- _SHORT TASK_:
Go through the listing and set it down exactly, leaving out its pictures.

- _DATASET CONTENT_:
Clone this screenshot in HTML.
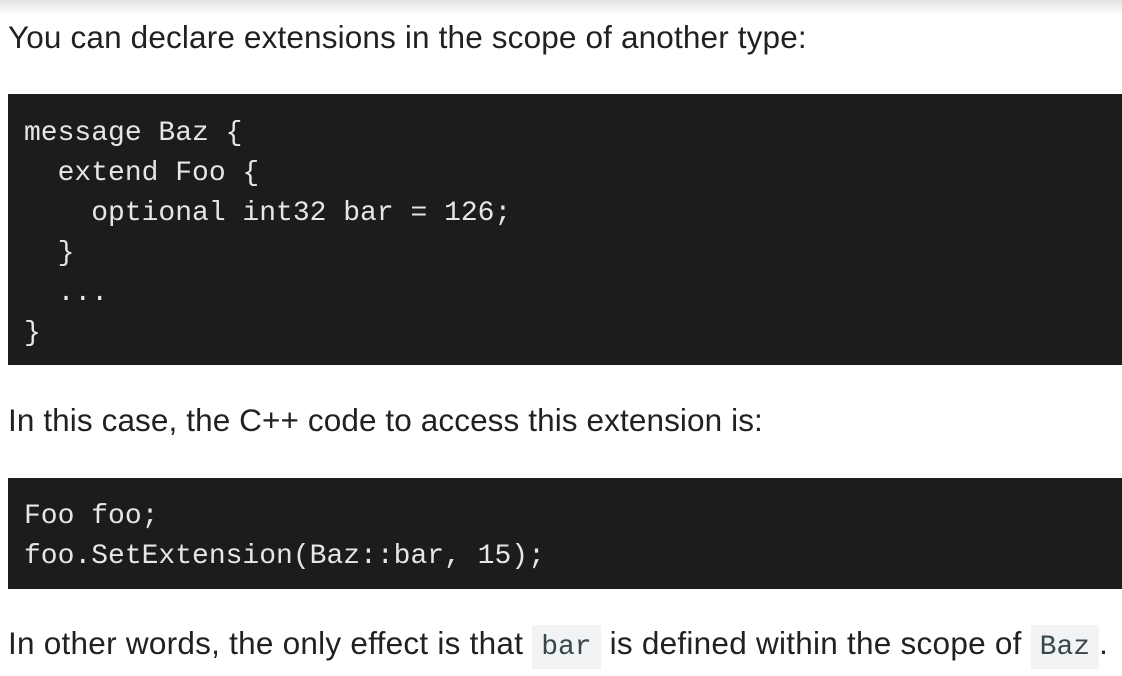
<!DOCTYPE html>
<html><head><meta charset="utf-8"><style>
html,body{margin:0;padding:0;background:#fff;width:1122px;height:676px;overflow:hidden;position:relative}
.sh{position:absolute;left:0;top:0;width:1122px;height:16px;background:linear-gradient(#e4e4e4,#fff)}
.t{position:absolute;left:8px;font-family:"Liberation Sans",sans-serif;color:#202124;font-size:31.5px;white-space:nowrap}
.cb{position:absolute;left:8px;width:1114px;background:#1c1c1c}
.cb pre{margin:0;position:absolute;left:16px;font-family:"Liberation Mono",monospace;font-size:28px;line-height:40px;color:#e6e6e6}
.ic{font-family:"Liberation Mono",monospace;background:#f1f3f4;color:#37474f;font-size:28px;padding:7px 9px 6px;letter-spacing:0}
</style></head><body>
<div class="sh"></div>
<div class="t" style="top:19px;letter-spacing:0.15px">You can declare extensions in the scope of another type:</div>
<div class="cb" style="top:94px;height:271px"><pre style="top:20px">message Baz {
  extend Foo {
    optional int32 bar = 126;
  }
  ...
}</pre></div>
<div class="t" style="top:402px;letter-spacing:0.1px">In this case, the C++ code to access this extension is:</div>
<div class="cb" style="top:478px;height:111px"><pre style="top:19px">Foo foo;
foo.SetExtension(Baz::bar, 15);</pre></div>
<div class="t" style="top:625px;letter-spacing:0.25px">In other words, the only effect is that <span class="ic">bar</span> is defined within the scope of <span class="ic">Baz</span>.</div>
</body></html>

- _FINISHED TASK_:
Clone this screenshot in HTML.
<!DOCTYPE html>
<html><head><meta charset="utf-8"><style>
html,body{margin:0;padding:0;background:#fff;width:1122px;height:676px;overflow:hidden;position:relative}
.sh{position:absolute;left:0;top:0;width:1122px;height:16px;background:linear-gradient(#e4e4e4,#fff)}
.t{position:absolute;left:8px;font-family:"Liberation Sans",sans-serif;color:#202124;font-size:31.5px;white-space:nowrap}
.cb{position:absolute;left:8px;width:1114px;background:#1c1c1c}
.cb pre{margin:0;position:absolute;left:16px;font-family:"Liberation Mono",monospace;font-size:28px;line-height:40px;color:#e6e6e6}
.ic{font-family:"Liberation Mono",monospace;background:#f1f3f4;color:#37474f;font-size:28px;padding:7px 9px 6px;letter-spacing:0}
</style></head><body>
<div class="sh"></div>
<div class="t" style="top:19px;letter-spacing:0.15px">You can declare extensions in the scope of another type:</div>
<div class="cb" style="top:94px;height:271px"><pre style="top:20px">message Baz {
  extend Foo {
    optional int32 bar = 126;
  }
  ...
}</pre></div>
<div class="t" style="top:402px;letter-spacing:0.1px">In this case, the C++ code to access this extension is:</div>
<div class="cb" style="top:478px;height:111px"><pre style="top:19px">Foo foo;
foo.SetExtension(Baz::bar, 15);</pre></div>
<div class="t" style="top:625px;letter-spacing:0.25px">In other words, the only effect is that <span class="ic">bar</span> is defined within the scope of <span class="ic">Baz</span>.</div>
</body></html>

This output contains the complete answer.